◆ **SUPPLIED DATA**:
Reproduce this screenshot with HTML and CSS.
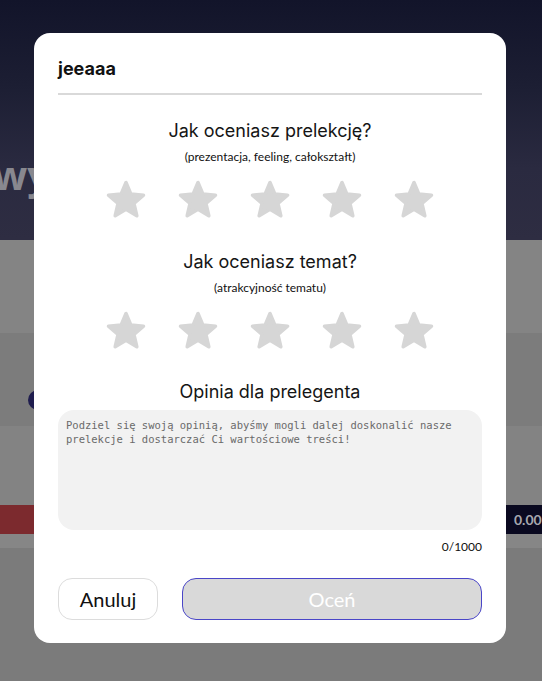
FILE: index.html
```html
<!DOCTYPE html>
<html lang="pl">
<head>
<meta charset="utf-8">
<title>Ocena prelekcji</title>
<link rel="stylesheet" href="styles.css">
</head>
<body>
<div class="page">
  <section class="hero">
    <h1 class="hero-title">wy</h1>
  </section>
  <div class="band band-light"></div>
  <div class="band band-dark"><span class="dot"></span></div>
  <div class="band band-light2"></div>
  <div class="band bar-row"><span class="bar-red"></span><span class="bar-navy">0.00</span></div>
  <div class="band band-thin"></div>
  <div class="rest"></div>
</div>

<div class="modal">
  <h2 class="modal-title">jeeaaa</h2>
  <hr class="divider">

  <div class="question q1">
    <p class="q-title">Jak oceniasz prelekcję?</p>
    <p class="q-sub">(prezentacja, feeling, całokształt)</p>
    <div class="stars">
      <svg class="star" viewBox="0 0 24 24"><path d="M12 17.27L18.18 21l-1.64-7.03L22 9.24l-7.19-.61L12 2 9.19 8.63 2 9.24l5.46 4.73L5.82 21z"/></svg>
      <svg class="star" viewBox="0 0 24 24"><path d="M12 17.27L18.18 21l-1.64-7.03L22 9.24l-7.19-.61L12 2 9.19 8.63 2 9.24l5.46 4.73L5.82 21z"/></svg>
      <svg class="star" viewBox="0 0 24 24"><path d="M12 17.27L18.18 21l-1.64-7.03L22 9.24l-7.19-.61L12 2 9.19 8.63 2 9.24l5.46 4.73L5.82 21z"/></svg>
      <svg class="star" viewBox="0 0 24 24"><path d="M12 17.27L18.18 21l-1.64-7.03L22 9.24l-7.19-.61L12 2 9.19 8.63 2 9.24l5.46 4.73L5.82 21z"/></svg>
      <svg class="star" viewBox="0 0 24 24"><path d="M12 17.27L18.18 21l-1.64-7.03L22 9.24l-7.19-.61L12 2 9.19 8.63 2 9.24l5.46 4.73L5.82 21z"/></svg>
    </div>
  </div>

  <div class="question q2">
    <p class="q-title">Jak oceniasz temat?</p>
    <p class="q-sub">(atrakcyjność tematu)</p>
    <div class="stars">
      <svg class="star" viewBox="0 0 24 24"><path d="M12 17.27L18.18 21l-1.64-7.03L22 9.24l-7.19-.61L12 2 9.19 8.63 2 9.24l5.46 4.73L5.82 21z"/></svg>
      <svg class="star" viewBox="0 0 24 24"><path d="M12 17.27L18.18 21l-1.64-7.03L22 9.24l-7.19-.61L12 2 9.19 8.63 2 9.24l5.46 4.73L5.82 21z"/></svg>
      <svg class="star" viewBox="0 0 24 24"><path d="M12 17.27L18.18 21l-1.64-7.03L22 9.24l-7.19-.61L12 2 9.19 8.63 2 9.24l5.46 4.73L5.82 21z"/></svg>
      <svg class="star" viewBox="0 0 24 24"><path d="M12 17.27L18.18 21l-1.64-7.03L22 9.24l-7.19-.61L12 2 9.19 8.63 2 9.24l5.46 4.73L5.82 21z"/></svg>
      <svg class="star" viewBox="0 0 24 24"><path d="M12 17.27L18.18 21l-1.64-7.03L22 9.24l-7.19-.61L12 2 9.19 8.63 2 9.24l5.46 4.73L5.82 21z"/></svg>
    </div>
  </div>

  <div class="opinion">
    <p class="q-title">Opinia dla prelegenta</p>
    <textarea class="opinion-input" placeholder="Podziel się swoją opinią, abyśmy mogli dalej doskonalić nasze prelekcje i dostarczać Ci wartościowe treści!"></textarea>
    <p class="counter">0/1000</p>
  </div>

  <div class="actions">
    <button class="btn btn-cancel">Anuluj</button>
    <button class="btn btn-submit">Oceń</button>
  </div>
</div>
</body>
</html>
```

FILE: styles.css
```css
* { box-sizing: border-box; }
html, body { margin: 0; padding: 0; }
body {
  width: 542px;
  height: 681px;
  overflow: hidden;
  background: #7b7b7b;
  font-family: "Inter", "Liberation Sans", sans-serif;
}
.page { display: flex; flex-direction: column; height: 681px; }
.hero {
  height: 240px;
  background: linear-gradient(180deg, #12142a 0%, #1c1e33 35%, #2a2a40 70%, #2e2d42 100%);
  display: flex;
  align-items: flex-start;
  overflow: hidden;
}
.hero-title {
  margin: 148px 0 0 -7px;
  font-family: "Open Sans", "Liberation Sans", sans-serif;
  font-weight: 700;
  font-size: 40px;
  line-height: 54px;
  color: #88888f;
}
.band { flex: none; }
.band-light { height: 93px; background: #848484; }
.band-dark { height: 93px; background: #7c7c7c; position: relative; }
.dot {
  position: absolute;
  left: 28px; top: 57px;
  width: 20px; height: 20px;
  border-radius: 50%;
  background: #1f1d4e;
}
.band-light2 { height: 79px; background: #838383; }
.bar-row { height: 29px; display: flex; justify-content: space-between; background: #848484; }
.bar-red { width: 60px; background: #7c2a2e; }
.bar-navy {
  width: 60px;
  background: #0a0920;
  color: #a6a6ae;
  font-family: "Lato", sans-serif;
  font-weight: 700;
  font-size: 14px;
  line-height: 29px;
  padding-left: 32px;
  overflow: hidden;
  white-space: nowrap;
}
.band-thin { height: 14px; background: #868686; }
.rest { flex: 1; background: #7b7b7b; }

.modal {
  position: absolute;
  left: 34px;
  top: 33px;
  width: 472px;
  height: 610px;
  background: #fff;
  border-radius: 16px;
  padding: 25px 24px 23px;
  display: flex;
  flex-direction: column;
}
.modal-title {
  margin: 0;
  font-family: "Inter", "Liberation Sans", sans-serif;
  font-weight: 700;
  font-size: 18px;
  line-height: 22px;
  color: #111;
}
.divider {
  margin: 13px 0 0;
  border: 0;
  height: 2px;
  background: #d9d9d9;
}
.question { display: flex; flex-direction: column; align-items: center; }
.q1 { margin-top: 25px; }
.q2 { margin-top: 30px; }
.q-title {
  margin: 0;
  font-family: "Inter", sans-serif;
  font-weight: 400;
  font-size: 18px;
  line-height: 22px;
  color: #151515;
  text-align: center;
}
.q-sub {
  margin: 7px 0 0;
  font-family: "Lato", sans-serif;
  font-size: 12px;
  line-height: 15px;
  color: #111;
}
.stars {
  margin-top: 15px;
  display: flex;
  gap: 30px;
}
.star { width: 42px; height: 42px; display: block; }
.star path {
  fill: #d6d6d6;
  stroke: #d6d6d6;
  stroke-width: 2;
  stroke-linejoin: round;
}
.opinion { margin-top: 29px; display: flex; flex-direction: column; align-items: center; }
.opinion-input {
  margin-top: 7px;
  width: 100%;
  height: 120px;
  resize: none;
  border: 0;
  border-radius: 16px;
  background: #f2f2f2;
  padding: 8px 8px;
  font-family: "DejaVu Sans Mono", "Liberation Mono", monospace;
  font-size: 10.5px;
  line-height: 14px;
  color: #333;
  outline: none;
}
.opinion-input::placeholder { color: #6a6a6a; }
.counter {
  margin: 9px 0 0;
  align-self: flex-end;
  font-family: "Lato", sans-serif;
  font-size: 12px;
  line-height: 15px;
  color: #111;
}
.actions {
  margin-top: auto;
  display: flex;
  gap: 24px;
}
.btn {
  height: 42px;
  border-radius: 14px;
  font-family: "Lato", sans-serif;
  font-size: 20px;
  padding: 0;
}
.btn-cancel {
  width: 100px;
  background: #fff;
  border: 1px solid #dcdcdc;
  color: #111;
}
.btn-submit {
  flex: 1;
  background: #d9d9d9;
  border: 1px solid #4a46c8;
  color: #fff;
}
```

◆ **WHAT NEEDS TO BE DONE**: Ignore the images and quote every line of the listing exactly.

◆ **OUTPUT BELOW**:
Reproduce this screenshot with HTML and CSS.
FILE: index.html
```html
<!DOCTYPE html>
<html lang="pl">
<head>
<meta charset="utf-8">
<title>Ocena prelekcji</title>
<link rel="stylesheet" href="styles.css">
</head>
<body>
<div class="page">
  <section class="hero">
    <h1 class="hero-title">wy</h1>
  </section>
  <div class="band band-light"></div>
  <div class="band band-dark"><span class="dot"></span></div>
  <div class="band band-light2"></div>
  <div class="band bar-row"><span class="bar-red"></span><span class="bar-navy">0.00</span></div>
  <div class="band band-thin"></div>
  <div class="rest"></div>
</div>

<div class="modal">
  <h2 class="modal-title">jeeaaa</h2>
  <hr class="divider">

  <div class="question q1">
    <p class="q-title">Jak oceniasz prelekcję?</p>
    <p class="q-sub">(prezentacja, feeling, całokształt)</p>
    <div class="stars">
      <svg class="star" viewBox="0 0 24 24"><path d="M12 17.27L18.18 21l-1.64-7.03L22 9.24l-7.19-.61L12 2 9.19 8.63 2 9.24l5.46 4.73L5.82 21z"/></svg>
      <svg class="star" viewBox="0 0 24 24"><path d="M12 17.27L18.18 21l-1.64-7.03L22 9.24l-7.19-.61L12 2 9.19 8.63 2 9.24l5.46 4.73L5.82 21z"/></svg>
      <svg class="star" viewBox="0 0 24 24"><path d="M12 17.27L18.18 21l-1.64-7.03L22 9.24l-7.19-.61L12 2 9.19 8.63 2 9.24l5.46 4.73L5.82 21z"/></svg>
      <svg class="star" viewBox="0 0 24 24"><path d="M12 17.27L18.18 21l-1.64-7.03L22 9.24l-7.19-.61L12 2 9.19 8.63 2 9.24l5.46 4.73L5.82 21z"/></svg>
      <svg class="star" viewBox="0 0 24 24"><path d="M12 17.27L18.18 21l-1.64-7.03L22 9.24l-7.19-.61L12 2 9.19 8.63 2 9.24l5.46 4.73L5.82 21z"/></svg>
    </div>
  </div>

  <div class="question q2">
    <p class="q-title">Jak oceniasz temat?</p>
    <p class="q-sub">(atrakcyjność tematu)</p>
    <div class="stars">
      <svg class="star" viewBox="0 0 24 24"><path d="M12 17.27L18.18 21l-1.64-7.03L22 9.24l-7.19-.61L12 2 9.19 8.63 2 9.24l5.46 4.73L5.82 21z"/></svg>
      <svg class="star" viewBox="0 0 24 24"><path d="M12 17.27L18.18 21l-1.64-7.03L22 9.24l-7.19-.61L12 2 9.19 8.63 2 9.24l5.46 4.73L5.82 21z"/></svg>
      <svg class="star" viewBox="0 0 24 24"><path d="M12 17.27L18.18 21l-1.64-7.03L22 9.24l-7.19-.61L12 2 9.19 8.63 2 9.24l5.46 4.73L5.82 21z"/></svg>
      <svg class="star" viewBox="0 0 24 24"><path d="M12 17.27L18.18 21l-1.64-7.03L22 9.24l-7.19-.61L12 2 9.19 8.63 2 9.24l5.46 4.73L5.82 21z"/></svg>
      <svg class="star" viewBox="0 0 24 24"><path d="M12 17.27L18.18 21l-1.64-7.03L22 9.24l-7.19-.61L12 2 9.19 8.63 2 9.24l5.46 4.73L5.82 21z"/></svg>
    </div>
  </div>

  <div class="opinion">
    <p class="q-title">Opinia dla prelegenta</p>
    <textarea class="opinion-input" placeholder="Podziel się swoją opinią, abyśmy mogli dalej doskonalić nasze prelekcje i dostarczać Ci wartościowe treści!"></textarea>
    <p class="counter">0/1000</p>
  </div>

  <div class="actions">
    <button class="btn btn-cancel">Anuluj</button>
    <button class="btn btn-submit">Oceń</button>
  </div>
</div>
</body>
</html>
```

FILE: styles.css
```css
* { box-sizing: border-box; }
html, body { margin: 0; padding: 0; }
body {
  width: 542px;
  height: 681px;
  overflow: hidden;
  background: #7b7b7b;
  font-family: "Inter", "Liberation Sans", sans-serif;
}
.page { display: flex; flex-direction: column; height: 681px; }
.hero {
  height: 240px;
  background: linear-gradient(180deg, #12142a 0%, #1c1e33 35%, #2a2a40 70%, #2e2d42 100%);
  display: flex;
  align-items: flex-start;
  overflow: hidden;
}
.hero-title {
  margin: 148px 0 0 -7px;
  font-family: "Open Sans", "Liberation Sans", sans-serif;
  font-weight: 700;
  font-size: 40px;
  line-height: 54px;
  color: #88888f;
}
.band { flex: none; }
.band-light { height: 93px; background: #848484; }
.band-dark { height: 93px; background: #7c7c7c; position: relative; }
.dot {
  position: absolute;
  left: 28px; top: 57px;
  width: 20px; height: 20px;
  border-radius: 50%;
  background: #1f1d4e;
}
.band-light2 { height: 79px; background: #838383; }
.bar-row { height: 29px; display: flex; justify-content: space-between; background: #848484; }
.bar-red { width: 60px; background: #7c2a2e; }
.bar-navy {
  width: 60px;
  background: #0a0920;
  color: #a6a6ae;
  font-family: "Lato", sans-serif;
  font-weight: 700;
  font-size: 14px;
  line-height: 29px;
  padding-left: 32px;
  overflow: hidden;
  white-space: nowrap;
}
.band-thin { height: 14px; background: #868686; }
.rest { flex: 1; background: #7b7b7b; }

.modal {
  position: absolute;
  left: 34px;
  top: 33px;
  width: 472px;
  height: 610px;
  background: #fff;
  border-radius: 16px;
  padding: 25px 24px 23px;
  display: flex;
  flex-direction: column;
}
.modal-title {
  margin: 0;
  font-family: "Inter", "Liberation Sans", sans-serif;
  font-weight: 700;
  font-size: 18px;
  line-height: 22px;
  color: #111;
}
.divider {
  margin: 13px 0 0;
  border: 0;
  height: 2px;
  background: #d9d9d9;
}
.question { display: flex; flex-direction: column; align-items: center; }
.q1 { margin-top: 25px; }
.q2 { margin-top: 30px; }
.q-title {
  margin: 0;
  font-family: "Inter", sans-serif;
  font-weight: 400;
  font-size: 18px;
  line-height: 22px;
  color: #151515;
  text-align: center;
}
.q-sub {
  margin: 7px 0 0;
  font-family: "Lato", sans-serif;
  font-size: 12px;
  line-height: 15px;
  color: #111;
}
.stars {
  margin-top: 15px;
  display: flex;
  gap: 30px;
}
.star { width: 42px; height: 42px; display: block; }
.star path {
  fill: #d6d6d6;
  stroke: #d6d6d6;
  stroke-width: 2;
  stroke-linejoin: round;
}
.opinion { margin-top: 29px; display: flex; flex-direction: column; align-items: center; }
.opinion-input {
  margin-top: 7px;
  width: 100%;
  height: 120px;
  resize: none;
  border: 0;
  border-radius: 16px;
  background: #f2f2f2;
  padding: 8px 8px;
  font-family: "DejaVu Sans Mono", "Liberation Mono", monospace;
  font-size: 10.5px;
  line-height: 14px;
  color: #333;
  outline: none;
}
.opinion-input::placeholder { color: #6a6a6a; }
.counter {
  margin: 9px 0 0;
  align-self: flex-end;
  font-family: "Lato", sans-serif;
  font-size: 12px;
  line-height: 15px;
  color: #111;
}
.actions {
  margin-top: auto;
  display: flex;
  gap: 24px;
}
.btn {
  height: 42px;
  border-radius: 14px;
  font-family: "Lato", sans-serif;
  font-size: 20px;
  padding: 0;
}
.btn-cancel {
  width: 100px;
  background: #fff;
  border: 1px solid #dcdcdc;
  color: #111;
}
.btn-submit {
  flex: 1;
  background: #d9d9d9;
  border: 1px solid #4a46c8;
  color: #fff;
}
```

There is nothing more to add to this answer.